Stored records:
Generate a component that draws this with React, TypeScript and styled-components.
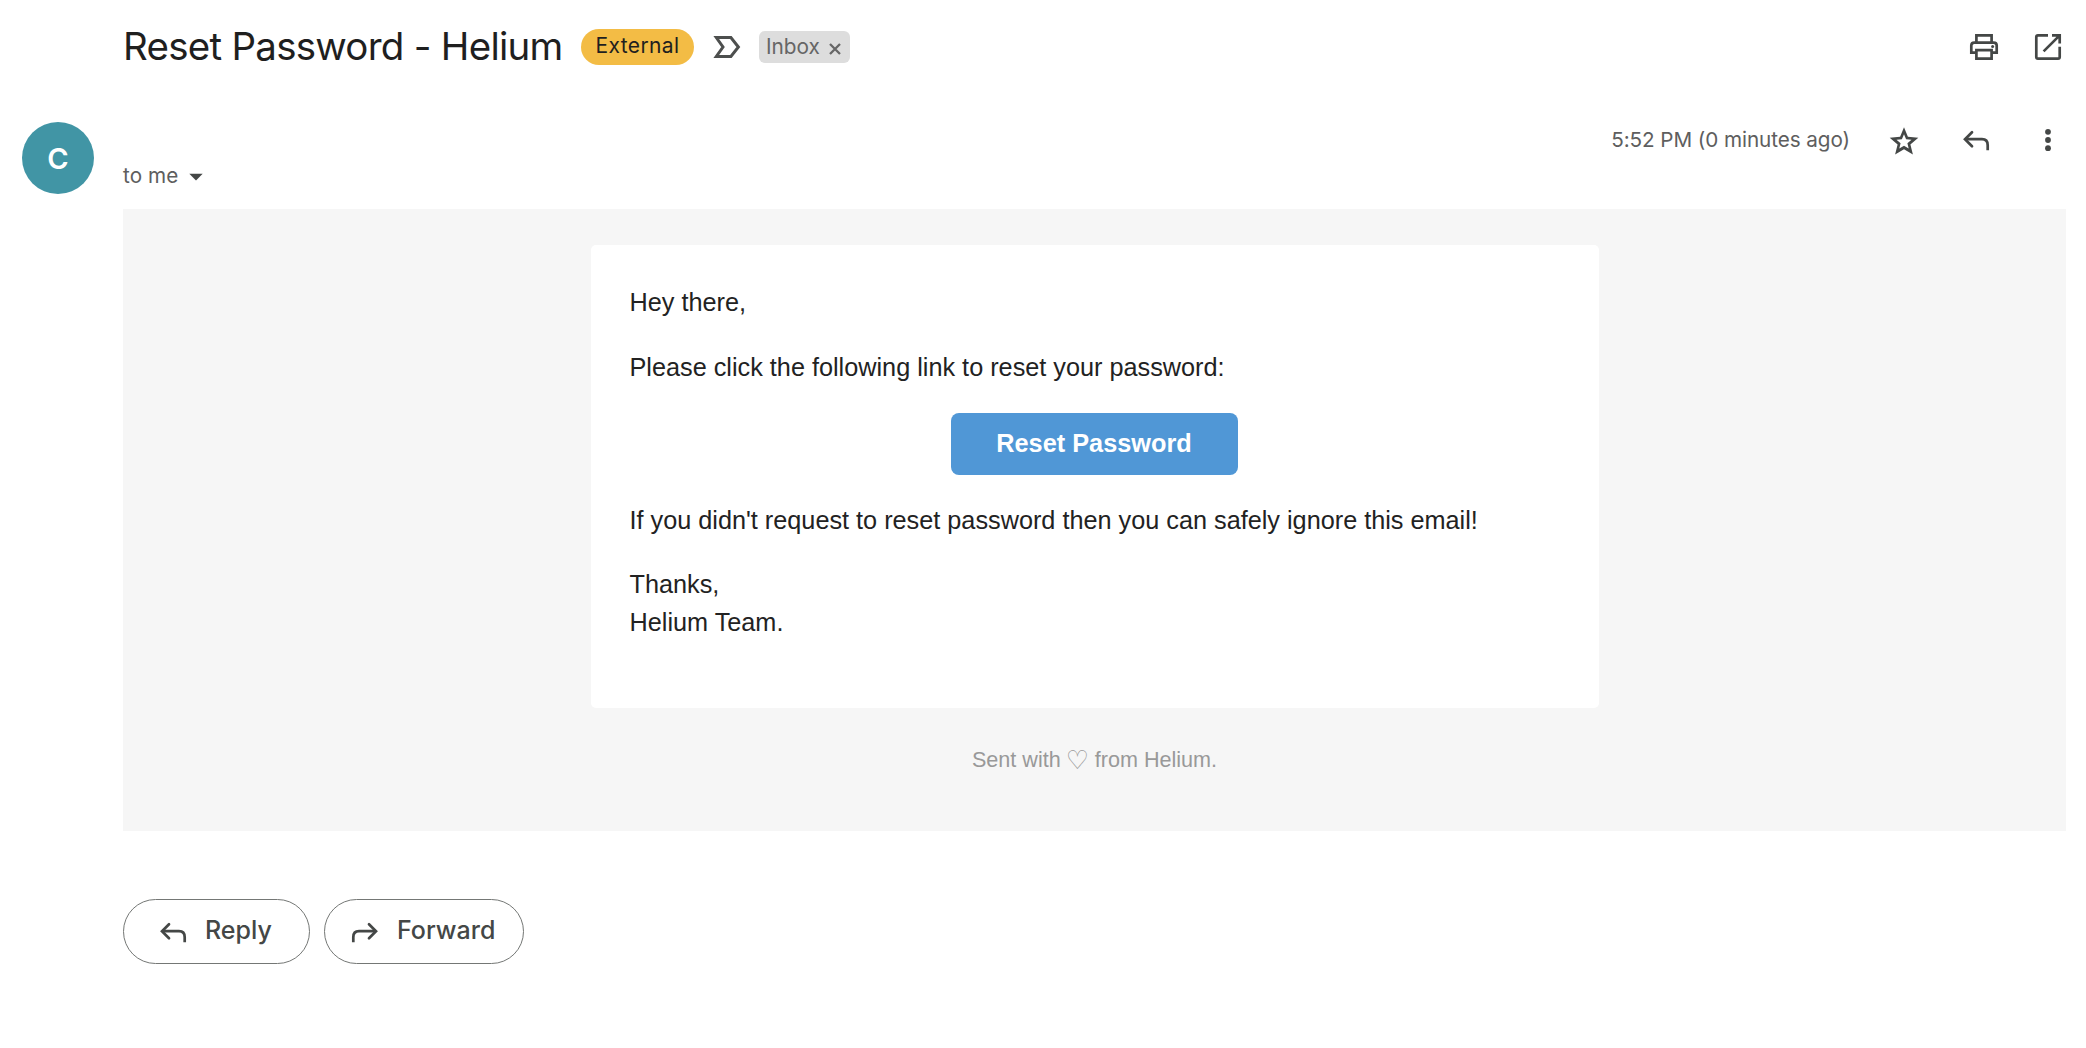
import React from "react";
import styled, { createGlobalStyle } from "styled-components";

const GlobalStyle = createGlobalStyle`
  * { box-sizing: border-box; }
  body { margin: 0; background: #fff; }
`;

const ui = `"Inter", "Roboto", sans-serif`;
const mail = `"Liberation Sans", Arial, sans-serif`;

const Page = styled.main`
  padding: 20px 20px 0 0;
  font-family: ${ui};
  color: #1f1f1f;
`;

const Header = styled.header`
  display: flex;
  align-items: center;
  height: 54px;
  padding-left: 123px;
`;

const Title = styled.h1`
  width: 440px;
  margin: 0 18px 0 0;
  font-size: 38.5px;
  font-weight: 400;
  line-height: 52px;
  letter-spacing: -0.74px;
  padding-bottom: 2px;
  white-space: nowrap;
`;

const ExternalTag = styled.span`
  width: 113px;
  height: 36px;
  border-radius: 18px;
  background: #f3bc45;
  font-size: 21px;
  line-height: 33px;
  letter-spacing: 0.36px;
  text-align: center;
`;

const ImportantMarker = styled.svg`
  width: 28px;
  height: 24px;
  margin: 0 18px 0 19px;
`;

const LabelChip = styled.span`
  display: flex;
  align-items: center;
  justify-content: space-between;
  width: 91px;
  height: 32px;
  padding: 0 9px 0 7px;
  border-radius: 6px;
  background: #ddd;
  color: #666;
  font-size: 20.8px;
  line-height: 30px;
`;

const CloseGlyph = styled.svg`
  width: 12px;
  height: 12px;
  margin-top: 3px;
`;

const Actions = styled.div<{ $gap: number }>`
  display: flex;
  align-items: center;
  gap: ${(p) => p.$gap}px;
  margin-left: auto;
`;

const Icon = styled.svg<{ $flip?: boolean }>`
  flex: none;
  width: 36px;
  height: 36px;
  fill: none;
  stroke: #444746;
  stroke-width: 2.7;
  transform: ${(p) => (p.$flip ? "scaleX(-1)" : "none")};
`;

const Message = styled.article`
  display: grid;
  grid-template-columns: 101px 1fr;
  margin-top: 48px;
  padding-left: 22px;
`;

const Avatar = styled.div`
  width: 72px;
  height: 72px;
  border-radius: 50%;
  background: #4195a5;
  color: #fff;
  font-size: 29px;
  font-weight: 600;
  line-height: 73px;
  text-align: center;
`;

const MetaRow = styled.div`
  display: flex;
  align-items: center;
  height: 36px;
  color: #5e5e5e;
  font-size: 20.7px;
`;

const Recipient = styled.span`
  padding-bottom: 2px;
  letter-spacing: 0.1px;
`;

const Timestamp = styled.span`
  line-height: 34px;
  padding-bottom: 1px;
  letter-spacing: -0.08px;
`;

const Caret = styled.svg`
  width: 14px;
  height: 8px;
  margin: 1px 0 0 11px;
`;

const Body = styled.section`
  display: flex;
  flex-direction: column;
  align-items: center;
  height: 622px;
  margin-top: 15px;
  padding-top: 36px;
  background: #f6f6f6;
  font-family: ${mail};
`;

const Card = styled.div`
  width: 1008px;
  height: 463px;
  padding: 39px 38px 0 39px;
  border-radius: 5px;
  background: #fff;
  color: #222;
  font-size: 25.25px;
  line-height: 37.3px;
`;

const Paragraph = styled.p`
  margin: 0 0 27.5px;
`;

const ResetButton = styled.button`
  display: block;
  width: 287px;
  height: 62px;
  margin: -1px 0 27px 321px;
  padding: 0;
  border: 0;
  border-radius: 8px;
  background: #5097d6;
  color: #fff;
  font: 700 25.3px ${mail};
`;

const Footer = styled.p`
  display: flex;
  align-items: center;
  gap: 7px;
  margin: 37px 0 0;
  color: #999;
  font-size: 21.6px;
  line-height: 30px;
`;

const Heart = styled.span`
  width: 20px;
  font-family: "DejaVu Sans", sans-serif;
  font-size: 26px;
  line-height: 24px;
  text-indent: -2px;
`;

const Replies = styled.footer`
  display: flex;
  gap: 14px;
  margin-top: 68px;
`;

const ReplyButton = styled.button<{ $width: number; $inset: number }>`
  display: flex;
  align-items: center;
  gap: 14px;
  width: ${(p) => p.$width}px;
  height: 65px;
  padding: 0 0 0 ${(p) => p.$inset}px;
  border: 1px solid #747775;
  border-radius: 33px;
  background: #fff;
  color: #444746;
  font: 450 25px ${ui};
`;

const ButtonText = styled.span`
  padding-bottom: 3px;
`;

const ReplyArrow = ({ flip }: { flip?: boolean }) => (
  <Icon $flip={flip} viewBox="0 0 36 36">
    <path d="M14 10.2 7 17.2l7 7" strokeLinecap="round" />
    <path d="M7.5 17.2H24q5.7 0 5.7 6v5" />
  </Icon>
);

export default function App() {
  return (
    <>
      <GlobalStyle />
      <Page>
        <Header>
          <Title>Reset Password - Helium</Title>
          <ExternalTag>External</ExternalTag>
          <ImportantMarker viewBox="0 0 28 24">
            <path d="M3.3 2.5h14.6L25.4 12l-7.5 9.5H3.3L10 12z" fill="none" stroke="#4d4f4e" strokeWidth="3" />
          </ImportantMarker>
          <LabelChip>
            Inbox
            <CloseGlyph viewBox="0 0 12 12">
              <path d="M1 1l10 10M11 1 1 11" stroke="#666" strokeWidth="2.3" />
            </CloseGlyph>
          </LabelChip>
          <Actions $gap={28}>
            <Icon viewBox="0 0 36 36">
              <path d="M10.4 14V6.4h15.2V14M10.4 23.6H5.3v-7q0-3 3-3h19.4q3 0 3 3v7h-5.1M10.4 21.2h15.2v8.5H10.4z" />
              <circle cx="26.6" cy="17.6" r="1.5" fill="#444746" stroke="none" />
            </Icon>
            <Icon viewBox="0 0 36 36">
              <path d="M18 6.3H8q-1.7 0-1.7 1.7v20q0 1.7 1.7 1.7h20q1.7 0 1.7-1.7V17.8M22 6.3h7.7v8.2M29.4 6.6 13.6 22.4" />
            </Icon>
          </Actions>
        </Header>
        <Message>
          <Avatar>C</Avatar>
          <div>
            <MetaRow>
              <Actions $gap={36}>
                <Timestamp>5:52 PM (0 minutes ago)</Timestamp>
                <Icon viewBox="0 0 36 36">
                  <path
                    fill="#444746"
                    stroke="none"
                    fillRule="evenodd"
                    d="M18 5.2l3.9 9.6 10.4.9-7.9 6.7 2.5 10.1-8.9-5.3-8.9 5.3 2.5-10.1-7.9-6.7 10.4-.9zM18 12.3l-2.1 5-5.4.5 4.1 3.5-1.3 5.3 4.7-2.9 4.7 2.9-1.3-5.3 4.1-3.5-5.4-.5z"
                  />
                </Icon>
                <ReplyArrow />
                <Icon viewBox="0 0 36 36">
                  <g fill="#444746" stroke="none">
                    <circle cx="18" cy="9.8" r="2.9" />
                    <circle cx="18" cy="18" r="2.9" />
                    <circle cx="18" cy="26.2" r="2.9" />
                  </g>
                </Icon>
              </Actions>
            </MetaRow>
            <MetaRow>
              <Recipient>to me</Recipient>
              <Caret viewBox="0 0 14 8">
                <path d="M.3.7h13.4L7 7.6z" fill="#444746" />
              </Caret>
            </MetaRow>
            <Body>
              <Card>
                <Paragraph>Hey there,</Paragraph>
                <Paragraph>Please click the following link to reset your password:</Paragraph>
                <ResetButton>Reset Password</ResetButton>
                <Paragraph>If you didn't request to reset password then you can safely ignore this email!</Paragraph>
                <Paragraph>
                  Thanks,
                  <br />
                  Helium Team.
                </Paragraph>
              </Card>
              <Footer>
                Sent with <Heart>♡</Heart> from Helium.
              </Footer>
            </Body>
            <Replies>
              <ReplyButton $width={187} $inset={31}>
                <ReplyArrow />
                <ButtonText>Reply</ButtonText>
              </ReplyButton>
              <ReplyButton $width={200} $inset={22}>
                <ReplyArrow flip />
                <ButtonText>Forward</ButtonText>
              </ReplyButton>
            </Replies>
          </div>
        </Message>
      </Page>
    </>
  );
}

--

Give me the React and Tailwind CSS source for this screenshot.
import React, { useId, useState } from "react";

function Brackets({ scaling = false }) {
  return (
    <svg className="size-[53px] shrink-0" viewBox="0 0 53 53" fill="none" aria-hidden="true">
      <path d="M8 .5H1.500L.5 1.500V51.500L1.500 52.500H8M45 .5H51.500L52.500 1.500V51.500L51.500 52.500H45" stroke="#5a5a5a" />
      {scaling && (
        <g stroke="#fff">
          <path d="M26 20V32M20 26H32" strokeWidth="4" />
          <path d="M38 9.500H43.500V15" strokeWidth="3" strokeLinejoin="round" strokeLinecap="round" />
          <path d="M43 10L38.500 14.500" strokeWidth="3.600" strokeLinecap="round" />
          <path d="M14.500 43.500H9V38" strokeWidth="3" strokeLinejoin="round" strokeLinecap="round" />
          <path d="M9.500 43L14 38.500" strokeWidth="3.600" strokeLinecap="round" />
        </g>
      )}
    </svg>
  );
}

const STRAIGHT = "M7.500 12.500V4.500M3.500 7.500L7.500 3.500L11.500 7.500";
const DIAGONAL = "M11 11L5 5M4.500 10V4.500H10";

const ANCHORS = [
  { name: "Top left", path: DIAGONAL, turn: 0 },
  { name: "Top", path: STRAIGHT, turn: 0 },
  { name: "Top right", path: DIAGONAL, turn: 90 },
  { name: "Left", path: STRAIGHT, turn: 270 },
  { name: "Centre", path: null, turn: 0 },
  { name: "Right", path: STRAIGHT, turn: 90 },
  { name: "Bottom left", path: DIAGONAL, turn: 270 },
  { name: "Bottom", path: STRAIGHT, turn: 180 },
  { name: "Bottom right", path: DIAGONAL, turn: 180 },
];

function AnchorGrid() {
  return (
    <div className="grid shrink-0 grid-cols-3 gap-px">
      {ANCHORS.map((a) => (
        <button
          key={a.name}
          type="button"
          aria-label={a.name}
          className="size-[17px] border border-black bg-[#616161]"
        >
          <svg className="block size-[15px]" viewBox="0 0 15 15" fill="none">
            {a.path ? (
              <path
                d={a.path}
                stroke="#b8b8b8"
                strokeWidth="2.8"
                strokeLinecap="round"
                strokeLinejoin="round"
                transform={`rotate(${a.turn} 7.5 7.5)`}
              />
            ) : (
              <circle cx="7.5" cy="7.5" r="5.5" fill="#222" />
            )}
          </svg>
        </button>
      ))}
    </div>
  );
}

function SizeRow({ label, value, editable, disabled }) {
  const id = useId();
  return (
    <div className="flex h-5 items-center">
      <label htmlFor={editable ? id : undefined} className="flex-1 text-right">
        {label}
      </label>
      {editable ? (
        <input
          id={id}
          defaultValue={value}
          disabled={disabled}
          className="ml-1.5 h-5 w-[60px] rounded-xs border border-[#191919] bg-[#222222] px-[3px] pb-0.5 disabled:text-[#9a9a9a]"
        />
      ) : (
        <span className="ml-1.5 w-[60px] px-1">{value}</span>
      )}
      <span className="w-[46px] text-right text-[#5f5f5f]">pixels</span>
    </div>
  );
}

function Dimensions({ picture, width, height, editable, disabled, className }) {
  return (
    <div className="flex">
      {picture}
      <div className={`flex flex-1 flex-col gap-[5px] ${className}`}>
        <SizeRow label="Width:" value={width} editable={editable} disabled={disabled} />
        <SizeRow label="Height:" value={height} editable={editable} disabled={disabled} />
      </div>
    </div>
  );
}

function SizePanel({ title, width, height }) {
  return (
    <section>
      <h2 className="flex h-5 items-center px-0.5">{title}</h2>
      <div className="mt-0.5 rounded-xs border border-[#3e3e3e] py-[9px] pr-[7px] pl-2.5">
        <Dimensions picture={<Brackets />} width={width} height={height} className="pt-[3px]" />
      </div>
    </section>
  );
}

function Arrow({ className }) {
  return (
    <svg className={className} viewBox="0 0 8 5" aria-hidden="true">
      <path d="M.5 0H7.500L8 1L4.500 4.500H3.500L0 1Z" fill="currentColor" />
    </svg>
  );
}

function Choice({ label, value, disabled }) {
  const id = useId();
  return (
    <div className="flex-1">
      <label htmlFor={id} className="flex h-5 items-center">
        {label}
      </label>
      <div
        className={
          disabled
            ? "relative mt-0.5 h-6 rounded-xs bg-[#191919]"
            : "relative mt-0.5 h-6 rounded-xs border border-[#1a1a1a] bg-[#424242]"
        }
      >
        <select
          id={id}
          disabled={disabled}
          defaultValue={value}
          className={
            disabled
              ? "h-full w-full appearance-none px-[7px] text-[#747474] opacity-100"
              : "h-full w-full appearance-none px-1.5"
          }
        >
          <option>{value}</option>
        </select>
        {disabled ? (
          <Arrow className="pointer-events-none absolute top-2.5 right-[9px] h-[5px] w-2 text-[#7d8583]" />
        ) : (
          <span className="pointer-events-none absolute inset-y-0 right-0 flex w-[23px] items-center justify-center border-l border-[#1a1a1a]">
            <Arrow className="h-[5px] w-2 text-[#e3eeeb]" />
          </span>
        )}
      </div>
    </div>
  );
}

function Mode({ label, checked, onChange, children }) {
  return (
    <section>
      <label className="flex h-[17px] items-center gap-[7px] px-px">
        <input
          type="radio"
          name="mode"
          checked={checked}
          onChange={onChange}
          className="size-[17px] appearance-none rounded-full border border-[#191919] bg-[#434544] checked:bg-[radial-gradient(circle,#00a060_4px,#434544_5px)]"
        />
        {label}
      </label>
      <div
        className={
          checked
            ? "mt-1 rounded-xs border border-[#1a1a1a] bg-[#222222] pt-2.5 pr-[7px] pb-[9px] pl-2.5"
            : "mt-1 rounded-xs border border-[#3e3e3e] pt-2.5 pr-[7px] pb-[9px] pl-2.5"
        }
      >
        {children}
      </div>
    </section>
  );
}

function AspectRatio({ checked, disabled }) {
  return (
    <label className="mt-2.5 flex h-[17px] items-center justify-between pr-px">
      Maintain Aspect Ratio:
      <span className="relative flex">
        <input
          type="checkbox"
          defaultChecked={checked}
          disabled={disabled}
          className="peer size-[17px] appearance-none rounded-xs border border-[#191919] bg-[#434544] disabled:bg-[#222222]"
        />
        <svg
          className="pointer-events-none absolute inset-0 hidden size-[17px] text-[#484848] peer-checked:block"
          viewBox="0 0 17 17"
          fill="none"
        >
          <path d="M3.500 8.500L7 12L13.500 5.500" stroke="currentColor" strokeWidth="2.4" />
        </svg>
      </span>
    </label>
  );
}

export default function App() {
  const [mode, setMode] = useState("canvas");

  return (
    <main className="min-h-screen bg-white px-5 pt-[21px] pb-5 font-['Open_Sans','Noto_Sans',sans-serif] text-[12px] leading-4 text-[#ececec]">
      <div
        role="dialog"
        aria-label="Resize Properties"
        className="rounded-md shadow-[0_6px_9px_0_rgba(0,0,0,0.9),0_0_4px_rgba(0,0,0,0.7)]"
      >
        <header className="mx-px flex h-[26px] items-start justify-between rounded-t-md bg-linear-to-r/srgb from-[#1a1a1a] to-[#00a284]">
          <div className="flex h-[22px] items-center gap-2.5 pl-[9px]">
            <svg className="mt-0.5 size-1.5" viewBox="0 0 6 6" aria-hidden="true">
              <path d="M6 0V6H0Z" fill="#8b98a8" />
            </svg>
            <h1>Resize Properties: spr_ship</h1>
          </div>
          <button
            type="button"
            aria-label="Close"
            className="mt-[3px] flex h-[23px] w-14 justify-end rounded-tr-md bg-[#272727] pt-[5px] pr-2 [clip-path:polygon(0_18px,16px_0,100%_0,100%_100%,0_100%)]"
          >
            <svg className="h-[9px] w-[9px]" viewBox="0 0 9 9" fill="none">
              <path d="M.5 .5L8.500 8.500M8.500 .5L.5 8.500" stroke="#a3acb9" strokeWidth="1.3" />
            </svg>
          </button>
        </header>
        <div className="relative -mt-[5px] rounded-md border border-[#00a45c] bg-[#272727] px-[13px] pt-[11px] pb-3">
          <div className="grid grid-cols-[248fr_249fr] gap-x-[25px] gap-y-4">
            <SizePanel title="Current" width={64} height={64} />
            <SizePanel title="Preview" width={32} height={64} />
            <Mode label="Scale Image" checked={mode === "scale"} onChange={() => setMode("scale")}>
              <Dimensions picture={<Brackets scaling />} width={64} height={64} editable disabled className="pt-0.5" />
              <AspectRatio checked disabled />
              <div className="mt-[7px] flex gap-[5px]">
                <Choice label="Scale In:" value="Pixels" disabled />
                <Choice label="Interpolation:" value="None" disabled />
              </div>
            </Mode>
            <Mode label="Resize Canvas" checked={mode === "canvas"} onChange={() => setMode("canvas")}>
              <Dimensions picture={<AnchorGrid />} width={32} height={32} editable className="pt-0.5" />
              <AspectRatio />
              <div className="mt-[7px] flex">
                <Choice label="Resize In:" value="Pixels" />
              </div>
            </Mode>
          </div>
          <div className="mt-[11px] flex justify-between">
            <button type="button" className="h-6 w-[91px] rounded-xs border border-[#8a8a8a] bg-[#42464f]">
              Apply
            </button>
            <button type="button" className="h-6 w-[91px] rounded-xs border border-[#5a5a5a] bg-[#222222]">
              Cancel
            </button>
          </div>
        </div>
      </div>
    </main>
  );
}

__Work to do__.
Across the material above, count every line holding "React" and write down only the number.

__Response below__.
4